• Short exercise: Copy all lines below containing "index".

[Web page code records]
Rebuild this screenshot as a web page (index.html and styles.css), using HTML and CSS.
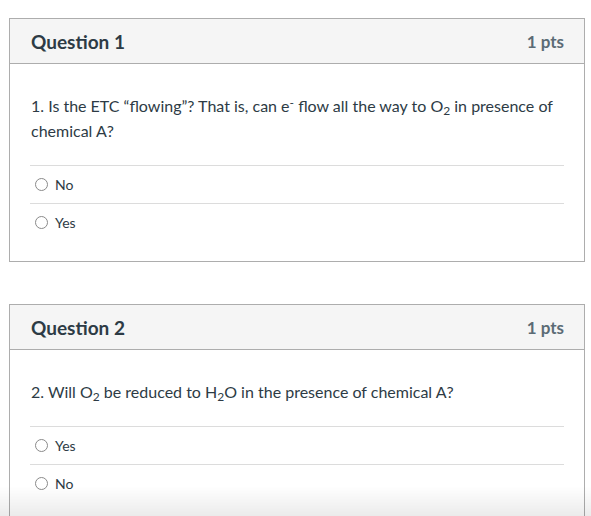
FILE: index.html
```html
<!DOCTYPE html>
<html>
<head>
<meta charset="utf-8">
<link rel="stylesheet" href="styles.css">
</head>
<body>
<div class="quiz">
  <div class="question">
    <div class="q-header">
      <h2 class="q-title">Question 1</h2>
      <span class="q-pts">1 pts</span>
    </div>
    <div class="q-body">
      <p class="q-text">1. Is the ETC “flowing”? That is, can e<sup>-</sup> flow all the way to O<sub>2</sub> in presence of chemical A?</p>
      <div class="answers">
        <label class="answer"><span class="radio"></span><span>No</span></label>
        <label class="answer"><span class="radio"></span><span>Yes</span></label>
      </div>
    </div>
  </div>
  <div class="question">
    <div class="q-header">
      <h2 class="q-title">Question 2</h2>
      <span class="q-pts">1 pts</span>
    </div>
    <div class="q-body">
      <p class="q-text">2. Will O<sub>2</sub> be reduced to H<sub>2</sub>O in the presence of chemical A?</p>
      <div class="answers">
        <label class="answer"><span class="radio"></span><span>Yes</span></label>
        <label class="answer"><span class="radio"></span><span>No</span></label>
      </div>
    </div>
  </div>
</div>
<div class="bottom-fade"></div>
</body>
</html>
```
FILE: styles.css
```css
html, body {
  margin: 0;
  padding: 0;
  background: #fff;
}
body {
  font-family: Lato, "Open Sans", sans-serif;
  color: #2d3b45;
}
.quiz {
  padding: 18px 6px 0 9px;
  display: flex;
  flex-direction: column;
  gap: 42px;
}
.question {
  border: 1px solid #adadad;
  background: #fff;
}
.q-header {
  display: flex;
  justify-content: space-between;
  align-items: center;
  height: 44px;
  padding: 0 20px 0 21px;
  background: #f5f5f5;
  border-bottom: 1px solid #adadad;
}
.q-title {
  margin: 0;
  font-size: 19px;
  font-weight: 700;
  color: #2d3b45;
}
.q-pts {
  font-size: 17px;
  font-weight: 700;
  color: #5b6b75;
}
.q-body {
  padding: 29px 20px 20px 20px;
}
.q-text {
  margin: 0 0 22px 1px;
  font-size: 16px;
  line-height: 25px;
}
.q-text sub, .q-text sup {
  font-size: 12px;
  line-height: 0;
}
.q-text sub {
  vertical-align: -3px;
}
.q-text sup {
  vertical-align: 5px;
}
.answers {
  display: flex;
  flex-direction: column;
}
.answer {
  display: flex;
  align-items: center;
  gap: 7px;
  height: 38px;
  border-top: 1px solid #dcdcdc;
  padding-left: 5px;
  font-size: 14px;
  color: #2d3b45;
  box-sizing: border-box;
}
.radio {
  width: 11px;
  height: 11px;
  border: 1px solid #8a8a8a;
  border-radius: 50%;
  background: #fff;
  flex: none;
}
.bottom-fade {
  position: fixed;
  left: 0;
  right: 0;
  bottom: 0;
  height: 30px;
  background: linear-gradient(to bottom, rgba(0,0,0,0), rgba(0,0,0,0.08));
  pointer-events: none;
}
```
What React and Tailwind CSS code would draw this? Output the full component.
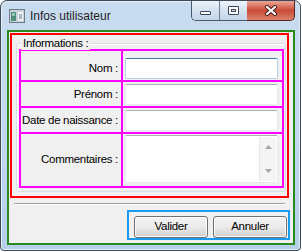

• Answer:
Rebuild this screenshot as a web page (index.html and styles.css), using HTML and CSS.
FILE: index.html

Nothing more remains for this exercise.